The altered reality of Eureka

Eureka is back, and the characters are in their most dire situation yet, but is it too dire?

Eureka is not a show that takes itself particularly seriously. Much of the ‘science’ in the show is very soft, and many of the situations the characters find themselves in are extremely reliant on plot blindness and luck to function, which can sometimes make it an effort to suspend disbelief. 

The most egregious TV sin is the undone plot, and this is a sin that Eureka commits regularly, changing and shifting its own story world multiple times throughout its run to accommodate new characters or a theme shift, occasionally even abandoning entire plotlines or sub plots to venture somewhere new.

Last season we saw the characters completely drop any hope of getting home to their original timeline without so much as a clear discussion on the topic, in order to focus on the recruitment and training for the mission to Titan. Now, after a dozen episodes building up this team and the mission, the characters don’t even get to explore Titan for a moment. The plot has been completely abandoned for another displacement story, the characters finding themselves in another new world, one in which they need to adapt and adjust to a new status quo. Again.

To see that not even this new world is real… well, it’s just too much. It doesn’t make sense anymore from a story-world perspective, and audience perspective, or even a production perspective. It’s like the writers have too short an attention span.
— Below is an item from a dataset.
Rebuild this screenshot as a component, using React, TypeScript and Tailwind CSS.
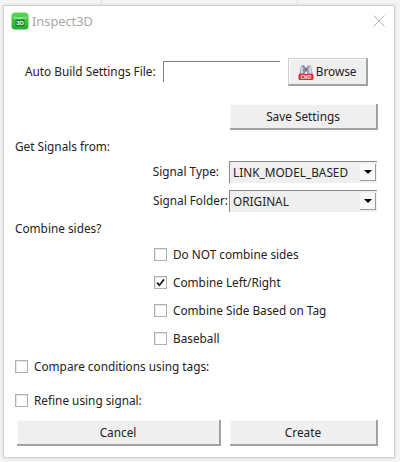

I’m hoping that they finish this sub-plot quickly, so the characters can get back to their real world, but that seems unlikely. Probably, they will have to continuing to work and live and solve weekly problems inside this simulated world for at least a few episodes, before we get to see any kind of rescue attempt or escape, or even an inkling of what’s going on. Also: if the bad guys really wanted to get some valuable resources, they could just take that amazing multi-participant VR/AR system they have, and partner with Nintendo or Sony to make the most amazing video game system ever. It would make quintillions of dollars.

Despite all this, Eureka is still the same fun show it’s always been. The characters are just as geekily charming as they’ve ever been, especially the new dynamic between Fargo and Marsten, played by Neil Grayston and Felicia Day respectively, their geek love is so adorable, one wants to hug them after every scene.

Next episode will likely see the return of quirky eye-rolling danger-stormed caused by the too-smart-for-their-own-good scientists of the town, and all will be right with the show. Hopefully, the season doesn’t carry the bagage of this new sup-plot too far. The show is really much better when it does the monster-of-the-week stuff, as ironic and counterintuitive as that may seem.

Eureka is airing weekly in its new time-slot, Mondays at 9pm on Syfy.